# Data:
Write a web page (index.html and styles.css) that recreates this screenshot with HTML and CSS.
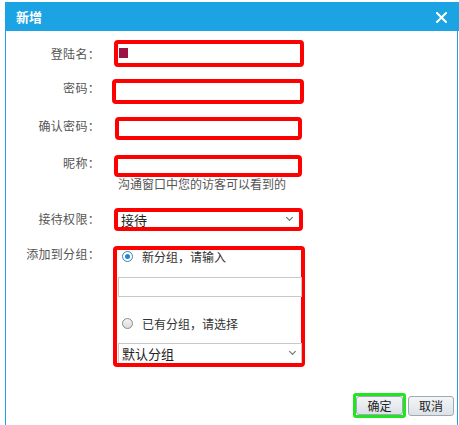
FILE: index.html
```html
<!DOCTYPE html>
<html lang="zh">
<head>
<meta charset="utf-8">
<link rel="stylesheet" href="styles.css">
</head>
<body>
<div class="dialog">
  <div class="dialog-head">
    <span class="dialog-title">新增</span>
    <svg class="close" width="11" height="11" viewBox="0 0 11 11"><path d="M1 1L10 10M10 1L1 10" stroke="#fff" stroke-width="2" stroke-linecap="square"/></svg>
  </div>
  <div class="dialog-body">
    <div class="row row-1">
      <label class="lbl">登陆名：</label>
      <div class="box box-1"><span class="caret"></span></div>
    </div>
    <div class="row row-2">
      <label class="lbl">密码：</label>
      <div class="box box-2"></div>
    </div>
    <div class="row row-3">
      <label class="lbl">确认密码：</label>
      <div class="box box-3"></div>
    </div>
    <div class="row row-4">
      <label class="lbl">昵称：</label>
      <div class="ctl">
        <div class="box box-4"></div>
        <div class="hint">沟通窗口中您的访客可以看到的</div>
      </div>
    </div>
    <div class="row row-5">
      <label class="lbl">接待权限：</label>
      <div class="box box-5 select"><span>接待</span><span class="chev"></span></div>
    </div>
    <div class="row row-6">
      <label class="lbl">添加到分组：</label>
      <div class="box box-6">
        <div class="radio-row"><span class="radio on"></span><span>新分组，请输入</span></div>
        <div class="plain-input"></div>
        <div class="radio-row radio-row-2"><span class="radio"></span><span>已有分组，请选择</span></div>
        <div class="plain-select"><span>默认分组</span><span class="chev"></span></div>
      </div>
    </div>
    <div class="actions">
      <div class="ok-wrap"><button class="btn">确定</button></div>
      <button class="btn btn-cancel">取消</button>
    </div>
  </div>
</div>
</body>
</html>
```
FILE: styles.css
```css
* { box-sizing: border-box; }
html, body { margin: 0; padding: 0; background: #fff; }
body {
  font-family: "Noto Sans CJK SC", "Noto Sans", sans-serif;
  font-size: 12px;
  color: #555;
}
.dialog {
  margin: 2px 0 0 5px;
  width: 454px;
  height: 423px;
  display: flex;
  flex-direction: column;
}
.dialog-head {
  height: 29px;
  background: #1ca3e4;
  display: flex;
  align-items: center;
  justify-content: space-between;
  padding: 0 12px 0 11px;
}
.dialog-title {
  color: #fff;
  font-weight: bold;
  font-size: 13px;
}
.close { display: block; margin-top: 1px; }
.dialog-body {
  flex: 1;
  border-left: 1px solid #1ca3e4;
  border-right: 1px solid #1ca3e4;
  width: 453px;
  padding-top: 9px;
  display: flex;
  flex-direction: column;
}
.row {
  display: grid;
  grid-template-columns: 94px 1fr;
  column-gap: 13px;
  align-items: start;
}
.lbl {
  text-align: right;
  line-height: 16px;
  white-space: nowrap;
  letter-spacing: 0.3px;
}
.box {
  border: 4px solid #ff0000;
  border-radius: 4px;
  background: #fff;
}
.row-1 .lbl { margin-top: 6px; }
.box-1 { height: 27px; width: 190px; margin-left: 1px; padding: 4px 0 0 1px; }
.caret { display: block; width: 9px; height: 10px; background: #9b1446; }
.row-2 { margin-top: 12px; }
.row-2 .lbl { margin-top: 1px; }
.box-2 { height: 25px; width: 192px; margin-left: -1px; }
.row-3 { margin-top: 13px; }
.row-3 .lbl { margin-top: 1px; }
.box-3 { height: 23px; width: 187px; margin-left: 2px; }
.row-4 { margin-top: 15px; }
.row-4 .lbl { margin-top: 0px; }
.ctl { display: flex; flex-direction: column; }
.box-4 { height: 22px; width: 188px; margin-left: 1px; }
.hint { margin: 0 0 0 5px; line-height: 13px; height: 14px; font-size: 12px; color: #555; }
.row-5 { margin-top: 17px; }
.row-5 .lbl { margin-top: 3px; }
.select {
  display: flex;
  align-items: center;
  justify-content: space-between;
  font-size: 13px;
  color: #222;
}
.box-5 { height: 23px; width: 189px; margin-left: 1px; padding: 0 7px 0 3px; }
.chev {
  width: 5px; height: 5px;
  border-right: 1px solid #666;
  border-bottom: 1px solid #666;
  transform: rotate(45deg);
  margin-top: -4px;
}
.row-6 { margin-top: 15px; }
.row-6 .lbl { margin-top: 0px; }
.box-6 {
  width: 192px;
  height: 121px;
  padding: 0 0 0 1px;
  display: flex;
  flex-direction: column;
}
.radio-row {
  display: flex;
  align-items: center;
  gap: 9px;
  font-size: 12px;
  color: #333;
  height: 12px;
  padding-left: 4px;
}
.radio {
  width: 11px; height: 11px;
  border-radius: 50%;
  border: 1px solid #8a8a8a;
  background: linear-gradient(#f2f2f2, #dcdcdc);
  position: relative;
}
.radio.on { border-color: #3c7fb1; background: #fff; }
.radio.on::after {
  content: "";
  position: absolute;
  left: 2px; top: 2px;
  width: 5px; height: 5px;
  border-radius: 50%;
  background: #1a8ad6;
}
.plain-input {
  margin-top: 15px;
  width: 184px;
  height: 20px;
  border: 1px solid #c8c8c8;
  background: #fff;
}
.radio-row-2 { margin-top: 20px; }
.plain-select {
  margin-top: 14px;
  width: 184px;
  height: 20px;
  border: 1px solid #c8c8c8;
  border-bottom: none;
  display: flex;
  align-items: center;
  justify-content: space-between;
  padding: 0 6px 0 3px;
  font-size: 13px;
  color: #222;
}
.actions {
  margin-top: 26px;
  display: flex;
  justify-content: flex-end;
  align-items: center;
  gap: 2px;
  padding-right: 3px;
}
.ok-wrap {
  border: 3px solid #22e522;
  border-radius: 3px;
  padding: 0;
}
.btn {
  font-family: "Noto Sans CJK SC", sans-serif;
  font-size: 12px;
  color: #222;
  height: 19px;
  padding: 0;
  border: 1px solid #9fa9b3;
  border-radius: 3px;
  background: linear-gradient(#f3f5f7, #dde2e7);
  line-height: 16px;
  display: block;
}
.ok-wrap .btn { width: 47px; }
.btn-cancel { width: 46px; height: 20px; }
```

# Given instruction:
Drop the images and repeat the data exactly.

# Solution:
Write a web page (index.html and styles.css) that recreates this screenshot with HTML and CSS.
FILE: index.html
```html
<!DOCTYPE html>
<html lang="zh">
<head>
<meta charset="utf-8">
<link rel="stylesheet" href="styles.css">
</head>
<body>
<div class="dialog">
  <div class="dialog-head">
    <span class="dialog-title">新增</span>
    <svg class="close" width="11" height="11" viewBox="0 0 11 11"><path d="M1 1L10 10M10 1L1 10" stroke="#fff" stroke-width="2" stroke-linecap="square"/></svg>
  </div>
  <div class="dialog-body">
    <div class="row row-1">
      <label class="lbl">登陆名：</label>
      <div class="box box-1"><span class="caret"></span></div>
    </div>
    <div class="row row-2">
      <label class="lbl">密码：</label>
      <div class="box box-2"></div>
    </div>
    <div class="row row-3">
      <label class="lbl">确认密码：</label>
      <div class="box box-3"></div>
    </div>
    <div class="row row-4">
      <label class="lbl">昵称：</label>
      <div class="ctl">
        <div class="box box-4"></div>
        <div class="hint">沟通窗口中您的访客可以看到的</div>
      </div>
    </div>
    <div class="row row-5">
      <label class="lbl">接待权限：</label>
      <div class="box box-5 select"><span>接待</span><span class="chev"></span></div>
    </div>
    <div class="row row-6">
      <label class="lbl">添加到分组：</label>
      <div class="box box-6">
        <div class="radio-row"><span class="radio on"></span><span>新分组，请输入</span></div>
        <div class="plain-input"></div>
        <div class="radio-row radio-row-2"><span class="radio"></span><span>已有分组，请选择</span></div>
        <div class="plain-select"><span>默认分组</span><span class="chev"></span></div>
      </div>
    </div>
    <div class="actions">
      <div class="ok-wrap"><button class="btn">确定</button></div>
      <button class="btn btn-cancel">取消</button>
    </div>
  </div>
</div>
</body>
</html>
```
FILE: styles.css
```css
* { box-sizing: border-box; }
html, body { margin: 0; padding: 0; background: #fff; }
body {
  font-family: "Noto Sans CJK SC", "Noto Sans", sans-serif;
  font-size: 12px;
  color: #555;
}
.dialog {
  margin: 2px 0 0 5px;
  width: 454px;
  height: 423px;
  display: flex;
  flex-direction: column;
}
.dialog-head {
  height: 29px;
  background: #1ca3e4;
  display: flex;
  align-items: center;
  justify-content: space-between;
  padding: 0 12px 0 11px;
}
.dialog-title {
  color: #fff;
  font-weight: bold;
  font-size: 13px;
}
.close { display: block; margin-top: 1px; }
.dialog-body {
  flex: 1;
  border-left: 1px solid #1ca3e4;
  border-right: 1px solid #1ca3e4;
  width: 453px;
  padding-top: 9px;
  display: flex;
  flex-direction: column;
}
.row {
  display: grid;
  grid-template-columns: 94px 1fr;
  column-gap: 13px;
  align-items: start;
}
.lbl {
  text-align: right;
  line-height: 16px;
  white-space: nowrap;
  letter-spacing: 0.3px;
}
.box {
  border: 4px solid #ff0000;
  border-radius: 4px;
  background: #fff;
}
.row-1 .lbl { margin-top: 6px; }
.box-1 { height: 27px; width: 190px; margin-left: 1px; padding: 4px 0 0 1px; }
.caret { display: block; width: 9px; height: 10px; background: #9b1446; }
.row-2 { margin-top: 12px; }
.row-2 .lbl { margin-top: 1px; }
.box-2 { height: 25px; width: 192px; margin-left: -1px; }
.row-3 { margin-top: 13px; }
.row-3 .lbl { margin-top: 1px; }
.box-3 { height: 23px; width: 187px; margin-left: 2px; }
.row-4 { margin-top: 15px; }
.row-4 .lbl { margin-top: 0px; }
.ctl { display: flex; flex-direction: column; }
.box-4 { height: 22px; width: 188px; margin-left: 1px; }
.hint { margin: 0 0 0 5px; line-height: 13px; height: 14px; font-size: 12px; color: #555; }
.row-5 { margin-top: 17px; }
.row-5 .lbl { margin-top: 3px; }
.select {
  display: flex;
  align-items: center;
  justify-content: space-between;
  font-size: 13px;
  color: #222;
}
.box-5 { height: 23px; width: 189px; margin-left: 1px; padding: 0 7px 0 3px; }
.chev {
  width: 5px; height: 5px;
  border-right: 1px solid #666;
  border-bottom: 1px solid #666;
  transform: rotate(45deg);
  margin-top: -4px;
}
.row-6 { margin-top: 15px; }
.row-6 .lbl { margin-top: 0px; }
.box-6 {
  width: 192px;
  height: 121px;
  padding: 0 0 0 1px;
  display: flex;
  flex-direction: column;
}
.radio-row {
  display: flex;
  align-items: center;
  gap: 9px;
  font-size: 12px;
  color: #333;
  height: 12px;
  padding-left: 4px;
}
.radio {
  width: 11px; height: 11px;
  border-radius: 50%;
  border: 1px solid #8a8a8a;
  background: linear-gradient(#f2f2f2, #dcdcdc);
  position: relative;
}
.radio.on { border-color: #3c7fb1; background: #fff; }
.radio.on::after {
  content: "";
  position: absolute;
  left: 2px; top: 2px;
  width: 5px; height: 5px;
  border-radius: 50%;
  background: #1a8ad6;
}
.plain-input {
  margin-top: 15px;
  width: 184px;
  height: 20px;
  border: 1px solid #c8c8c8;
  background: #fff;
}
.radio-row-2 { margin-top: 20px; }
.plain-select {
  margin-top: 14px;
  width: 184px;
  height: 20px;
  border: 1px solid #c8c8c8;
  border-bottom: none;
  display: flex;
  align-items: center;
  justify-content: space-between;
  padding: 0 6px 0 3px;
  font-size: 13px;
  color: #222;
}
.actions {
  margin-top: 26px;
  display: flex;
  justify-content: flex-end;
  align-items: center;
  gap: 2px;
  padding-right: 3px;
}
.ok-wrap {
  border: 3px solid #22e522;
  border-radius: 3px;
  padding: 0;
}
.btn {
  font-family: "Noto Sans CJK SC", sans-serif;
  font-size: 12px;
  color: #222;
  height: 19px;
  padding: 0;
  border: 1px solid #9fa9b3;
  border-radius: 3px;
  background: linear-gradient(#f3f5f7, #dde2e7);
  line-height: 16px;
  display: block;
}
.ok-wrap .btn { width: 47px; }
.btn-cancel { width: 46px; height: 20px; }
```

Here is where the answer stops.